(Code that builds pages)

+-------+

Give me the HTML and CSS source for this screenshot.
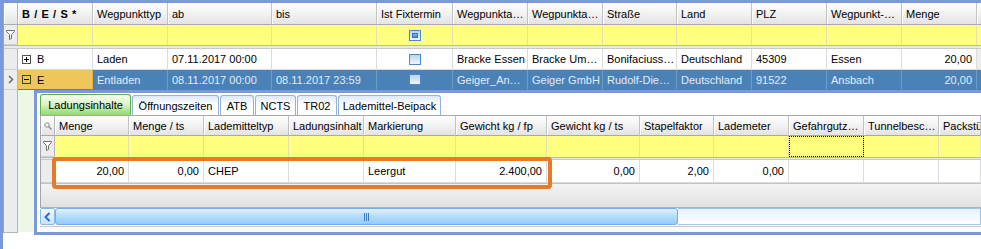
FILE: index.html
```html
<!DOCTYPE html>
<html lang="de">
<head>
    <meta charset="UTF-8">
    <meta name="viewport" content="width=device-width, initial-scale=1.0">
    <title>Wegpunkte</title>
    <link rel="stylesheet" href="styles.css">
</head>
<body>
<div class="screen">
    <div class="main">
        <div class="row head">
            <div class="cell sel"></div>
            <div class="cell bold">B / E / S *</div>
            <div class="cell">Wegpunkttyp</div>
            <div class="cell">ab</div>
            <div class="cell">bis</div>
            <div class="cell">Ist Fixtermin</div>
            <div class="cell">Wegpunkta…</div>
            <div class="cell">Wegpunkta…</div>
            <div class="cell">Straße</div>
            <div class="cell">Land</div>
            <div class="cell">PLZ</div>
            <div class="cell">Wegpunkt-…</div>
            <div class="cell">Menge</div>
            <div class="cell"></div>
        </div>
        <div class="row filter">
            <div class="cell sel">
                <svg width="9" height="10" viewBox="0 0 9 10"><path d="M0.5 0.5h8v1l-3 3v4l-2 1v-5l-3-3z" fill="#fff" stroke="#707070"/></svg>
            </div>
            <div class="cell"></div>
            <div class="cell"></div>
            <div class="cell"></div>
            <div class="cell"></div>
            <div class="cell center"><span class="check mixed"><span></span></span></div>
            <div class="cell"></div>
            <div class="cell"></div>
            <div class="cell"></div>
            <div class="cell"></div>
            <div class="cell"></div>
            <div class="cell"></div>
            <div class="cell"></div>
            <div class="cell"></div>
        </div>
        <div class="sep"></div>
        <div class="row data">
            <div class="cell sel"></div>
            <div class="cell">
                <svg width="9" height="9" viewBox="0 0 9 9"><rect x="0.5" y="0.5" width="8" height="8" fill="#fff" stroke="#505050"/><path d="M2 4.5h5M4.5 2v5" stroke="#000"/></svg>
                B
            </div>
            <div class="cell">Laden</div>
            <div class="cell">07.11.2017 00:00</div>
            <div class="cell"></div>
            <div class="cell center"><span class="check"></span></div>
            <div class="cell">Bracke Essen</div>
            <div class="cell">Bracke Um…</div>
            <div class="cell">Bonifaciuss…</div>
            <div class="cell">Deutschland</div>
            <div class="cell">45309</div>
            <div class="cell">Essen</div>
            <div class="cell num">20,00</div>
            <div class="cell end"></div>
        </div>
        <div class="row data selected">
            <div class="cell sel">
                <svg width="6" height="9" viewBox="0 0 6 9"><path d="M1 1l3.5 3.5L1 8" fill="none" stroke="#6a6a6a" stroke-width="1.5"/></svg>
            </div>
            <div class="cell current">
                <svg width="9" height="9" viewBox="0 0 9 9"><rect x="0.5" y="0.5" width="8" height="8" fill="none" stroke="#404040"/><path d="M2 4.5h5" stroke="#000"/></svg>
                E
            </div>
            <div class="cell">Entladen</div>
            <div class="cell">08.11.2017 00:00</div>
            <div class="cell">08.11.2017 23:59</div>
            <div class="cell center"><span class="check"></span></div>
            <div class="cell">Geiger_An…</div>
            <div class="cell">Geiger GmbH</div>
            <div class="cell">Rudolf-Die…</div>
            <div class="cell">Deutschland</div>
            <div class="cell">91522</div>
            <div class="cell">Ansbach</div>
            <div class="cell num">20,00</div>
            <div class="cell end"></div>
        </div>
    </div>

    <div class="detail">
        <div class="detail-sel"></div>
        <div class="detail-indent"></div>
        <div class="panel">
            <div class="tabs">
                <div class="tab active">Ladungsinhalte</div>
                <div class="tab">Öffnungszeiten</div>
                <div class="tab">ATB</div>
                <div class="tab">NCTS</div>
                <div class="tab">TR02</div>
                <div class="tab">Lademittel-Beipack</div>
            </div>

            <div class="sub">
                <div class="row head">
                    <div class="cell sel">
                        <svg width="8" height="8" viewBox="0 0 8 8"><circle cx="3" cy="3" r="2.2" fill="none" stroke="#8c8c8c"/><path d="M4.6 4.6L7.5 7.5" stroke="#8c8c8c" stroke-width="1.4"/></svg>
                    </div>
                    <div class="cell">Menge</div>
                    <div class="cell">Menge / ts</div>
                    <div class="cell">Lademitteltyp</div>
                    <div class="cell">Ladungsinhalt</div>
                    <div class="cell">Markierung</div>
                    <div class="cell">Gewicht kg / fp</div>
                    <div class="cell">Gewicht kg / ts</div>
                    <div class="cell">Stapelfaktor</div>
                    <div class="cell">Lademeter</div>
                    <div class="cell">Gefahrgutz…</div>
                    <div class="cell">Tunnelbesc…</div>
                    <div class="cell">Packstü</div>
                </div>
                <div class="row filter">
                    <div class="cell sel">
                        <svg width="9" height="10" viewBox="0 0 9 10"><path d="M0.5 0.5h8v1l-3 3v4l-2 1v-5l-3-3z" fill="#fff" stroke="#707070"/></svg>
                    </div>
                    <div class="cell"></div>
                    <div class="cell"></div>
                    <div class="cell"></div>
                    <div class="cell"></div>
                    <div class="cell"></div>
                    <div class="cell"></div>
                    <div class="cell"></div>
                    <div class="cell"></div>
                    <div class="cell"></div>
                    <div class="cell focus"></div>
                    <div class="cell"></div>
                    <div class="cell"></div>
                </div>
                <div class="sep"></div>
                <div class="row data">
                    <div class="cell sel"></div>
                    <div class="cell num">20,00</div>
                    <div class="cell num">0,00</div>
                    <div class="cell">CHEP</div>
                    <div class="cell"></div>
                    <div class="cell">Leergut</div>
                    <div class="cell num">2.400,00</div>
                    <div class="cell num">0,00</div>
                    <div class="cell num">2,00</div>
                    <div class="cell num">0,00</div>
                    <div class="cell"></div>
                    <div class="cell"></div>
                    <div class="cell"></div>
                </div>
                <div class="sub-empty"></div>
            </div>

            <div class="scroll">
                <div class="scroll-btn">
                    <svg width="7" height="10" viewBox="0 0 7 10"><path d="M5.5 1L1.5 5l4 4" fill="none" stroke="#2d6fc6" stroke-width="2"/></svg>
                </div>
                <div class="scroll-thumb">
                    <svg width="5" height="8" viewBox="0 0 5 8"><path d="M0.5 0v8M2.5 0v8M4.5 0v8" stroke="#3a7cc8"/></svg>
                </div>
                <div class="scroll-track"></div>
            </div>
            <div class="panel-foot"></div>
        </div>
    </div>

    <div class="mark"></div>
</div>
</body>
</html>
```

FILE: styles.css
```css
* {
    margin: 0;
    padding: 0;
    box-sizing: border-box;
}
body {
    font-family: "Liberation Sans", Arial, sans-serif;
    font-size: 11px;
    color: #000;
    background: #fff;
}
.screen {
    position: relative;
    width: 981px;
    height: 249px;
    border-top: 3px solid #7b99da;
    border-left: 3px solid #7b99da;
    overflow: hidden;
}

/* grids */
.main {
    border-left: 1px solid #a4a4a4;
}
.row {
    display: grid;
}
.main .row {
    grid-template-columns: 14px 75px 75px 104px 105px 76px 75px 75px 74px 75px 75px 75px 75px 1fr;
}
.sub .row {
    grid-template-columns: 14px 74px 75px 85px 75px 92px 91px 93px 74px 75px 75px 75px 1fr;
}
.cell {
    display: flex;
    align-items: center;
    gap: 6px;
    padding: 0 4px;
    border-right: 1px solid #dcdcdc;
    white-space: nowrap;
    overflow: hidden;
}
.num {
    justify-content: flex-end;
}
.center {
    justify-content: center;
}
.bold {
    font-weight: bold;
    letter-spacing: 0.6px;
}

.main .head { height: 22px; }
.main .filter { height: 20px; }
.main .data { height: 21px; }
.main .selected { height: 20px; }
.sub .head { height: 20px; }
.sub .filter { height: 21px; }
.sub .data { height: 23px; }

.head .cell {
    background: linear-gradient(#fefefe, #f2f2f2 50%, #e3e3e3);
    border-right-color: #c2c2c2;
    border-bottom: 1px solid #a9a9a9;
    box-shadow: inset 1px 0 #fff;
}
.filter .cell {
    background: #ffff80;
    border-right-color: #e2e2aa;
}
.focus {
    outline: 1px dotted #000;
    outline-offset: -1px;
}
.sep {
    height: 4px;
    background: #e8e8e8;
    border-top: 1px solid #b8b8b8;
    border-bottom: 1px solid #cacaca;
}
.sub .sep {
    height: 3px;
}
.data .cell {
    background: #fff;
    border-bottom: 1px solid #dadada;
}
.data .end {
    background: #ededed;
}
.selected .cell {
    background: #4a82b7;
    color: #e3ebf5;
    border-right-color: #6f9dc9;
    border-bottom-color: #4a82b7;
}
.selected .cell.current {
    background: #f0c65c;
    color: #000;
    border-right-color: #d8b050;
}
.row .cell.sel {
    padding: 0;
    justify-content: center;
    background: #ececec;
    border-right: 1px solid #b5b5b5;
    border-bottom: 1px solid #cfcfcf;
}
.head .cell.sel {
    background: linear-gradient(#fefefe, #f2f2f2 50%, #e3e3e3);
    border-bottom-color: #a9a9a9;
}

.check {
    width: 12px;
    height: 11px;
    display: flex;
    align-items: center;
    justify-content: center;
    border: 1px solid #4f88c8;
    background: linear-gradient(#b7d5f4, #eef6ff);
}
.check.mixed span {
    width: 6px;
    height: 5px;
    border: 1px solid #3a73b8;
    background: linear-gradient(#8ab6e6, #4d88cc);
}

/* detail area */
.detail {
    display: flex;
    height: 145px;
}
.detail-sel {
    width: 15px;
    margin-bottom: 2px;
    background: #ececec;
    border-left: 1px solid #a4a4a4;
    border-right: 1px solid #b5b5b5;
    border-bottom: 1px solid #b5b5b5;
}
.detail-indent {
    width: 16px;
    margin-bottom: 3px;
    background: #eef7e6;
}
.panel {
    flex: 1;
    display: flex;
    flex-direction: column;
    padding: 1px 0 0 3px;
    border: 3px solid #7b99da;
    border-right: none;
    background: #fff;
}
.tabs {
    display: flex;
    align-items: flex-end;
    gap: 1px;
    height: 21px;
}
.tab {
    height: 20px;
    display: flex;
    align-items: center;
    justify-content: center;
    border: 1px solid #94b3d9;
    border-bottom: none;
    border-radius: 3px 3px 0 0;
    background: linear-gradient(#dce9fa, #fff 45%);
}
.tab:nth-child(1) { width: 91px; }
.tab:nth-child(2) { width: 87px; }
.tab:nth-child(3) { width: 34px; }
.tab:nth-child(4) { width: 41px; }
.tab:nth-child(5) { width: 40px; }
.tab:nth-child(6) { width: 103px; }
.tab.active {
    height: 21px;
    border-color: #62ae4a;
    background: linear-gradient(#f6fdf1, #d6f3c3 50%, #8fd96c);
}
.sub {
    border-left: 1px solid #a4a4a4;
    border-top: 1px solid #a8a8a8;
}
.sub-empty {
    height: 25px;
    background: linear-gradient(#f3f3f3, #e1e1e1);
    border-top: 1px solid #c4c4c4;
    border-bottom: 1px solid #b2b2b2;
}

/* horizontal scrollbar */
.scroll {
    display: flex;
    height: 17px;
}
.scroll-btn {
    width: 15px;
    display: flex;
    align-items: center;
    justify-content: center;
    border: 1px solid #86b8ea;
    border-radius: 2px;
    background: linear-gradient(#eef7ff, #c6e3fc);
}
.scroll-thumb {
    width: 623px;
    display: flex;
    align-items: center;
    justify-content: center;
    border: 1px solid #70aef0;
    border-radius: 3px;
    background: linear-gradient(#e2f2ff, #b4dcff 50%, #92cbfa);
}
.scroll-track {
    flex: 1;
    border: 1px solid #9cc8f0;
    border-left: none;
    background: linear-gradient(#e4f1ff, #fff);
}
.panel-foot {
    flex: 1;
    margin-top: 1px;
    border-top: 1px solid #c8c8c8;
    background: #fafafa;
}

/* highlight drawn over the row */
.mark {
    position: absolute;
    left: 49px;
    top: 154px;
    width: 500px;
    height: 32px;
    border: 4px solid #e97a25;
    border-radius: 4px;
}
```
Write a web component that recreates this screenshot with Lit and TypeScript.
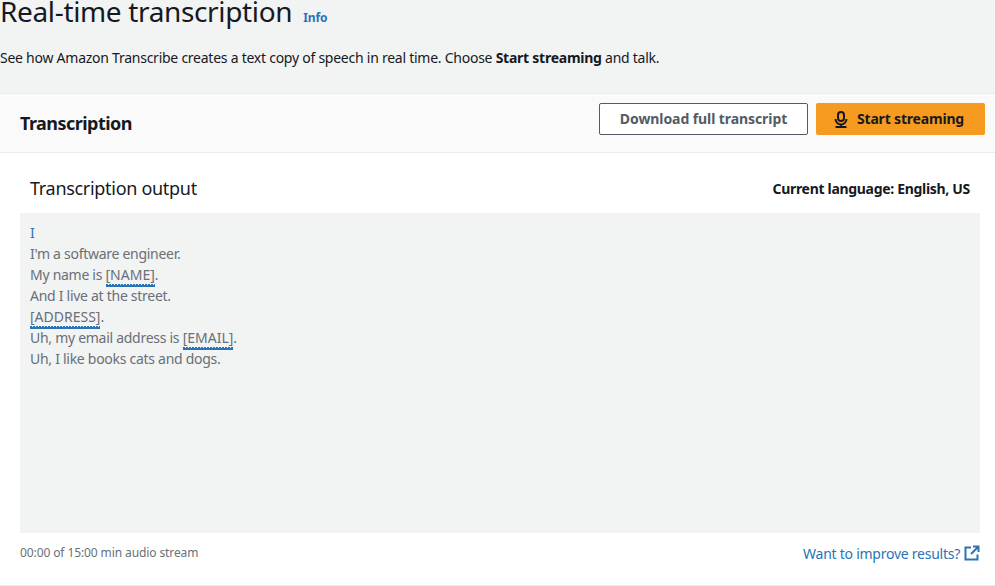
import { LitElement, html, css } from "lit";
import { customElement } from "lit/decorators.js";

@customElement("app-root")
export class AppRoot extends LitElement {
  static styles = css`
    :host { display: block; width: 995px; height: 586px; overflow: hidden; background: #fff; font-family: "Noto Sans", "Open Sans", sans-serif; font-size: 14px; color: #16191f; }
    .head { background: #f2f3f3; height: 94px; box-sizing: border-box; border-bottom: 1px solid #eaeded; }
    .title-row { display: flex; align-items: baseline; gap: 11px; height: 28px; }
    h1 { margin: 0; font-weight: 400; font-size: 28px; line-height: 22px; letter-spacing: -.35px; }
    .info { font-size: 12px; font-weight: 700; color: #2a73b8; letter-spacing: -.15px; }
    .desc { margin: 20px 0 0; font-size: 14px; line-height: 20px; letter-spacing: -.25px; }
    .bar { display: flex; align-items: center; justify-content: space-between; height: 59px; box-sizing: border-box; padding: 0 10px 0 20px; background: #fafafa; border-bottom: 1px solid #eaeded; }
    h2 { margin: 0; font-size: 18px; font-weight: 700; letter-spacing: -.54px; }
    .actions { display: flex; gap: 8px; margin-top: -8px; }
    .btn { display: flex; align-items: center; justify-content: center; height: 32px; box-sizing: border-box; padding-bottom: 2px; border-radius: 2px; font-size: 14px; font-weight: 700; letter-spacing: -.08px; }
    .sec { width: 209px; background: #fff; border: 1px solid #545b64; color: #545b64; }
    .pri { width: 169px; background: #f79b20; color: #16191f; gap: 8px; letter-spacing: -.18px; padding-right: 4px; }
    .pri svg { margin-top: 2px; }
    .body { padding: 0 15px 0 20px; }
    .out-head { display: flex; align-items: center; justify-content: space-between; height: 60px; padding: 10px 0 0 10px; box-sizing: border-box; }
    .out-head h3 { margin: 0; font-size: 18px; font-weight: 400; letter-spacing: -.3px; }
    .lang { font-size: 14px; font-weight: 700; margin-right: 10px; letter-spacing: -.31px; }
    .box { background: #f2f3f3; height: 320px; box-sizing: border-box; padding: 8.5px 10px; color: #687078; font-size: 14px; line-height: 21px; letter-spacing: -.28px; }
    .box .first { color: #2a73b8; }
    .pii { letter-spacing: 0; padding-bottom: 1px; border-bottom: 2px solid #2a73b8; background: repeating-linear-gradient(90deg, #2a73b8 0 2px, transparent 2px 3px) bottom / 100% 1px no-repeat; }
    .foot { display: flex; justify-content: space-between; align-items: center; height: 42px; }
    .time { font-size: 12px; color: #687078; margin-top: -3px; letter-spacing: -.1px; }
    .link { display: flex; align-items: center; gap: 4px; color: #2a73b8; font-size: 14px; letter-spacing: -.25px; margin-top: -2px; }
    .rule { height: 1px; background: #eaeded; margin-top: 10px; }
  `;
  render() {
    return html`
      <div class="head">
        <div class="title-row"><h1>Real-time transcription</h1><span class="info">Info</span></div>
        <p class="desc">See how Amazon Transcribe creates a text copy of speech in real time. Choose <b>Start streaming</b> and talk.</p>
      </div>
      <div class="bar">
        <h2>Transcription</h2>
        <div class="actions">
          <div class="btn sec">Download full transcript</div>
          <div class="btn pri">
            <svg width="16" height="17" viewBox="0 0 16 17" fill="none" stroke="#16191f" stroke-width="2"><rect x="5" y="1" width="6" height="9" rx="3"/><path d="M2.500 8a5.500 5.500 0 0 0 11 0M8 13.500v2.500M2.500 16h11"/></svg>
            Start streaming
          </div>
        </div>
      </div>
      <div class="body">
        <div class="out-head"><h3>Transcription output</h3><span class="lang">Current language: English, US</span></div>
        <div class="box">
          <div class="first">I</div>
          <div>I'm a software engineer.</div>
          <div>My name is <span class="pii">[NAME]</span>.</div>
          <div>And I live at the street.</div>
          <div><span class="pii">[ADDRESS]</span>.</div>
          <div>Uh, my email address is <span class="pii">[EMAIL]</span>.</div>
          <div>Uh, I like books cats and dogs.</div>
        </div>
        <div class="foot">
          <span class="time">00:00 of 15:00 min audio stream</span>
          <span class="link">Want to improve results?
            <svg width="16" height="16" viewBox="0 0 16 16" fill="none" stroke="#2a73b8" stroke-width="2"><path d="M7 2.500H1.500v12h12V9.500"/><path d="M9 1.500h5.500V7M14 2 7 9"/></svg>
          </span>
        </div>
      </div>
      <div class="rule"></div>
    `;
  }
}
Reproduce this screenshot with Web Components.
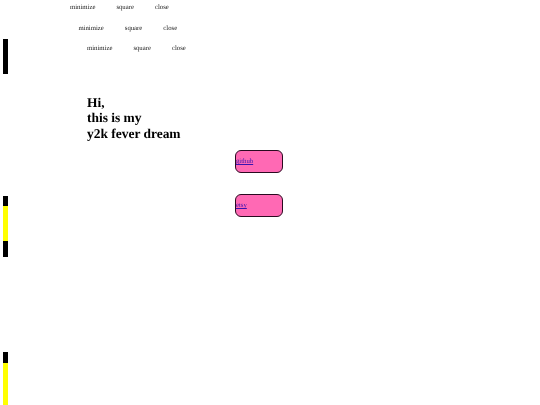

+-------+

● **Written request**: Work out how many lines in the records above contain the word "with", and give only that number.

● **Expected answer**: 2